Nathan Crouzet, architecte, maçon, éco-constructeur

Comment monter un mur en bauge ? 

Pour monter un mur en bauge, les artisans posent d’abord un soubassement en pierre. “Cela permet que l’humidité ne remonte pas dans le mur”, explique l’éco-constructeur. Le mur est ensuite sculpté sur un mètre de hauteur, puis coupé à l’horizontale, avant de recommencer le processus. “Comme ça on peut monter très haut”, assure Nathan Crouzet. Certains édifices du passé en bauge, mesurent près de 20 mètres, comme le Presbytère d’Irodouër, en Ille-et-Vilaine. “Dans la matière, il y a 30 % de pierres, ce qui permet de maintenir une certaine inertie”, ajoute l’architecte.
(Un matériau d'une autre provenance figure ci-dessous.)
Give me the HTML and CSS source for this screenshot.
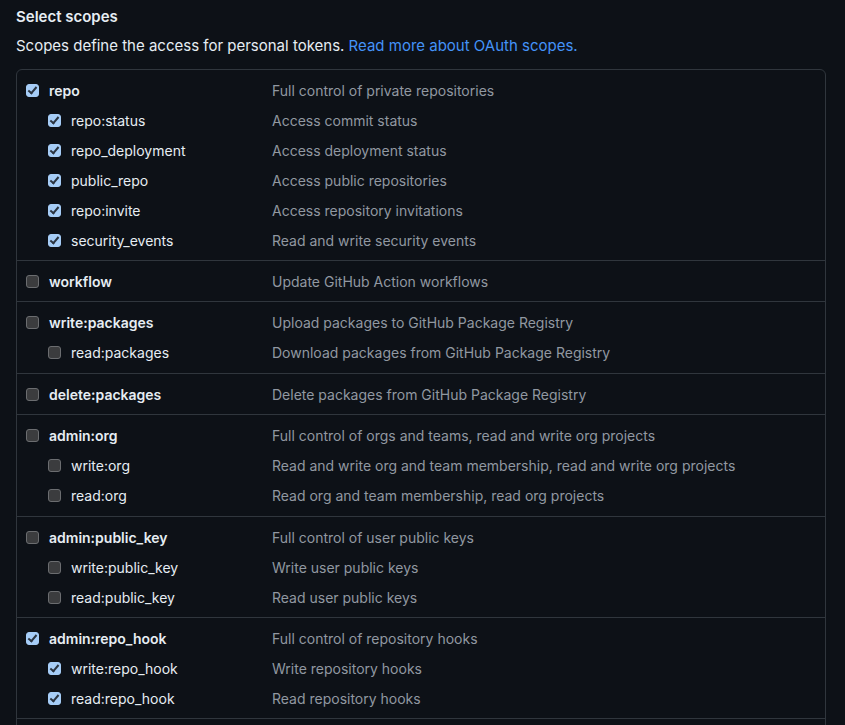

La terre crue sous toutes ses formes 

Dans les constructions en terre crue, d’autres techniques existent comme le torchis ou l’assemblage d’adobes, ces briques de terre que l’on monte une à une. L’éco-constructeur Pierre Perrin, basé à Tresboeuf, les enseigne aux touristes qui viennent séjourner chez lui avec la plateforme de séjours immersifs dont nous avions parlé dans un précédent article. D’après Nathan Crouzet, la bauge a l’avantage d’être “monolithique”, contrairement aux adobes, méthode utilisée majoritairement dans les pays secs. “L’eau ne peut pas s’infiltrer aussi facilement qu’entre les joints des adobes et en Bretagne c’est important”, plaisante le jeune homme.